Provided material:
■ ■ ■ ■ ■ ■ ■

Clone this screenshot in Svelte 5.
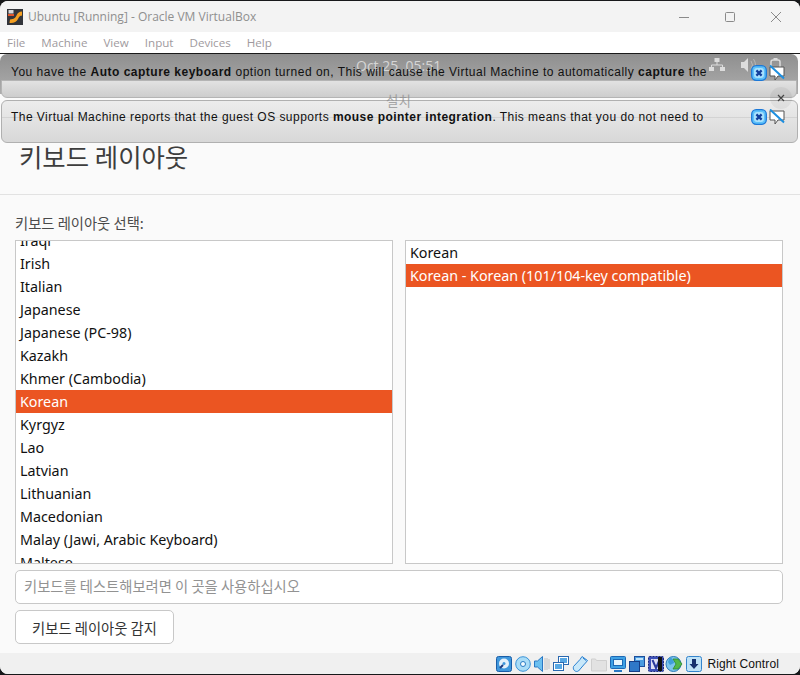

■ ■ ■ ■ ■ ■ ■

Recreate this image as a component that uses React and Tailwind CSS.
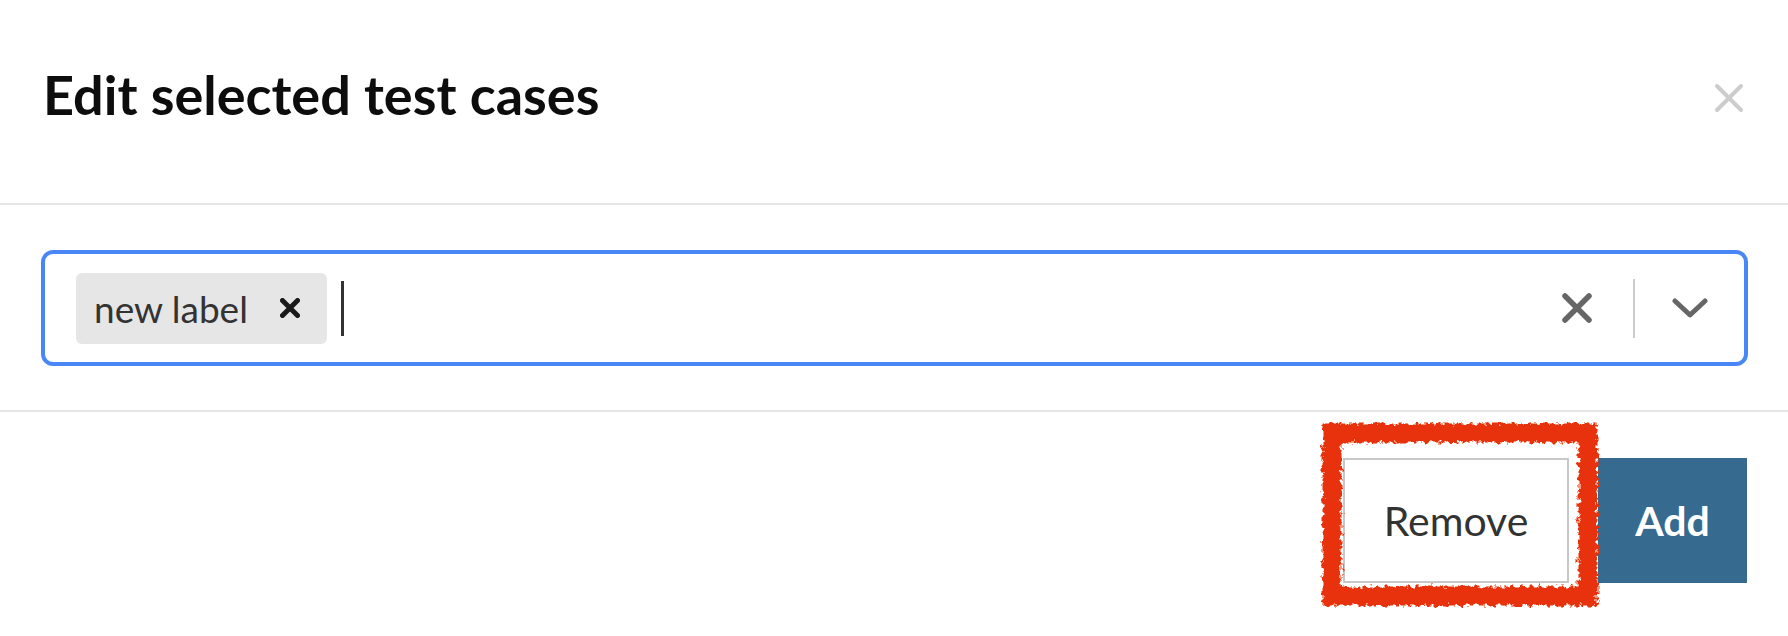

■ ■ ■ ■ ■ ■ ■

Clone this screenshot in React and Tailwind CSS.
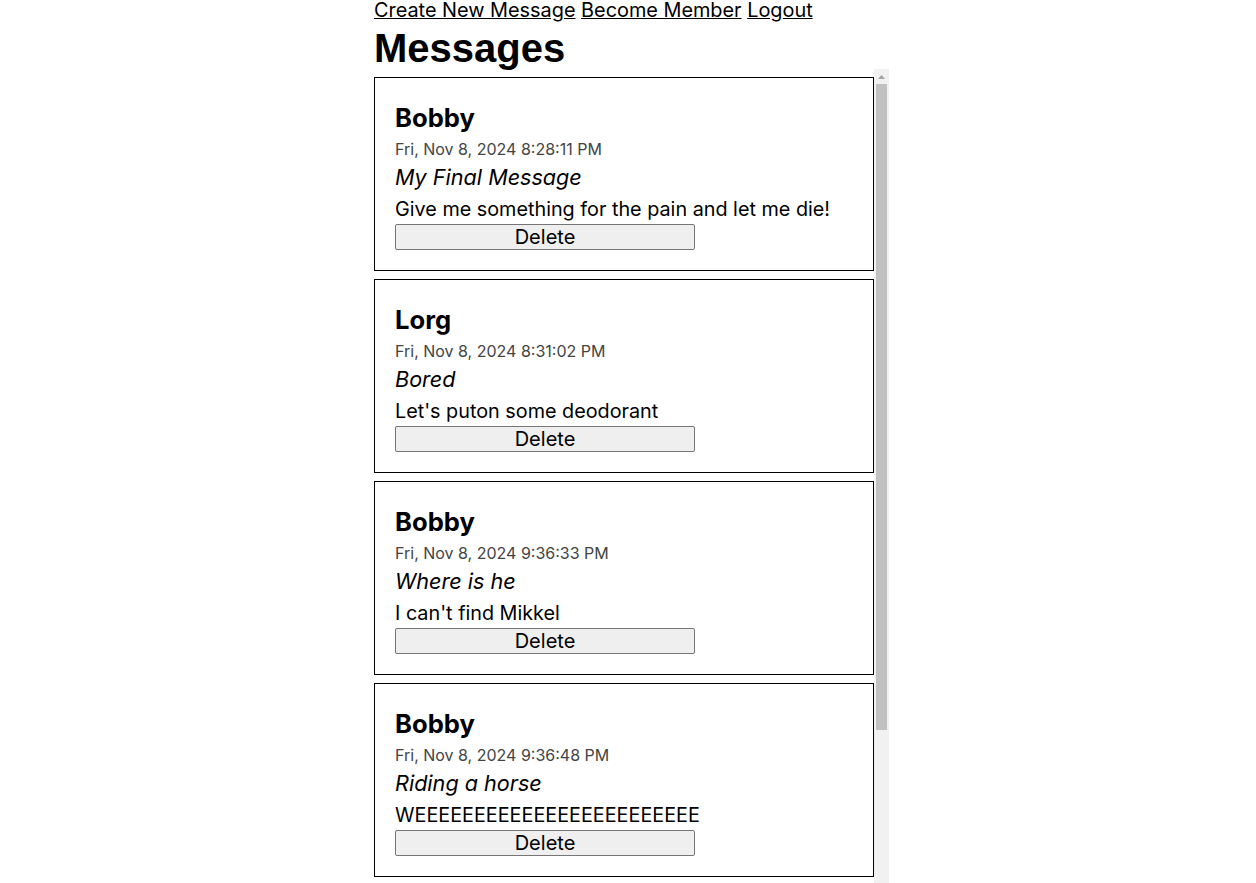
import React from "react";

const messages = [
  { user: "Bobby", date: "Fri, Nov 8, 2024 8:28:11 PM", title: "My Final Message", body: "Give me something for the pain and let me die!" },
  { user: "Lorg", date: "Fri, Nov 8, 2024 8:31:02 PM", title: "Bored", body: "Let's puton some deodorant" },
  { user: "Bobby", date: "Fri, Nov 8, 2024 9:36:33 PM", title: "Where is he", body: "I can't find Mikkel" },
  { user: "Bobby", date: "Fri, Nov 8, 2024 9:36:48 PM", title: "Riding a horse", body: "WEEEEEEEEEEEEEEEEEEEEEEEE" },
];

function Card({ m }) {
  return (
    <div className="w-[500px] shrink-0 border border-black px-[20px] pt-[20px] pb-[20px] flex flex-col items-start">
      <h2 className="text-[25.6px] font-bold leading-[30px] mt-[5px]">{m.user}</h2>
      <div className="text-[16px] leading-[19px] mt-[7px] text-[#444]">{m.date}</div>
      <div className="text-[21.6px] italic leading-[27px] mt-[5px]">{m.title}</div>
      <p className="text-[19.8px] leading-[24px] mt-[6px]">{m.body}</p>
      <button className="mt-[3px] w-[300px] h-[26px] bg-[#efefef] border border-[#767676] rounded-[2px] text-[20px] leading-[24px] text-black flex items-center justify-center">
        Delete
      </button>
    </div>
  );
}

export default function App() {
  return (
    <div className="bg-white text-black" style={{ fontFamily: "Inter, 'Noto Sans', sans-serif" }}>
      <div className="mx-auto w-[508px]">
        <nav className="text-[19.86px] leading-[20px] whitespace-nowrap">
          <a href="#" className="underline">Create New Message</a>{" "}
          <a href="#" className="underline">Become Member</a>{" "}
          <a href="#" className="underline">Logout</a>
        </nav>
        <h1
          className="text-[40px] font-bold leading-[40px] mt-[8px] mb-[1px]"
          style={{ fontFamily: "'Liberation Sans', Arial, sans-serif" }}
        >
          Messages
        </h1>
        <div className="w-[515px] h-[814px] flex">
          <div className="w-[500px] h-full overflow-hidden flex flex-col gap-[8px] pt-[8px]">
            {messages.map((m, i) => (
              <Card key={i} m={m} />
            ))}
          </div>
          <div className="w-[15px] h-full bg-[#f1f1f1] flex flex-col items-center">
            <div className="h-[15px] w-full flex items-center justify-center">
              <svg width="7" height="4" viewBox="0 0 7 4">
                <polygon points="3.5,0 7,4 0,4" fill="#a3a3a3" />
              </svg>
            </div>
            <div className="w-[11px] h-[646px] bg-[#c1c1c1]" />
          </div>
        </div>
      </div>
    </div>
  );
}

■ ■ ■ ■ ■ ■ ■

Exercise instructions: Every line above that contains the word "Clone" should be reported.

Exercise solution:
Clone this screenshot in Svelte 5.
Clone this screenshot in React and Tailwind CSS.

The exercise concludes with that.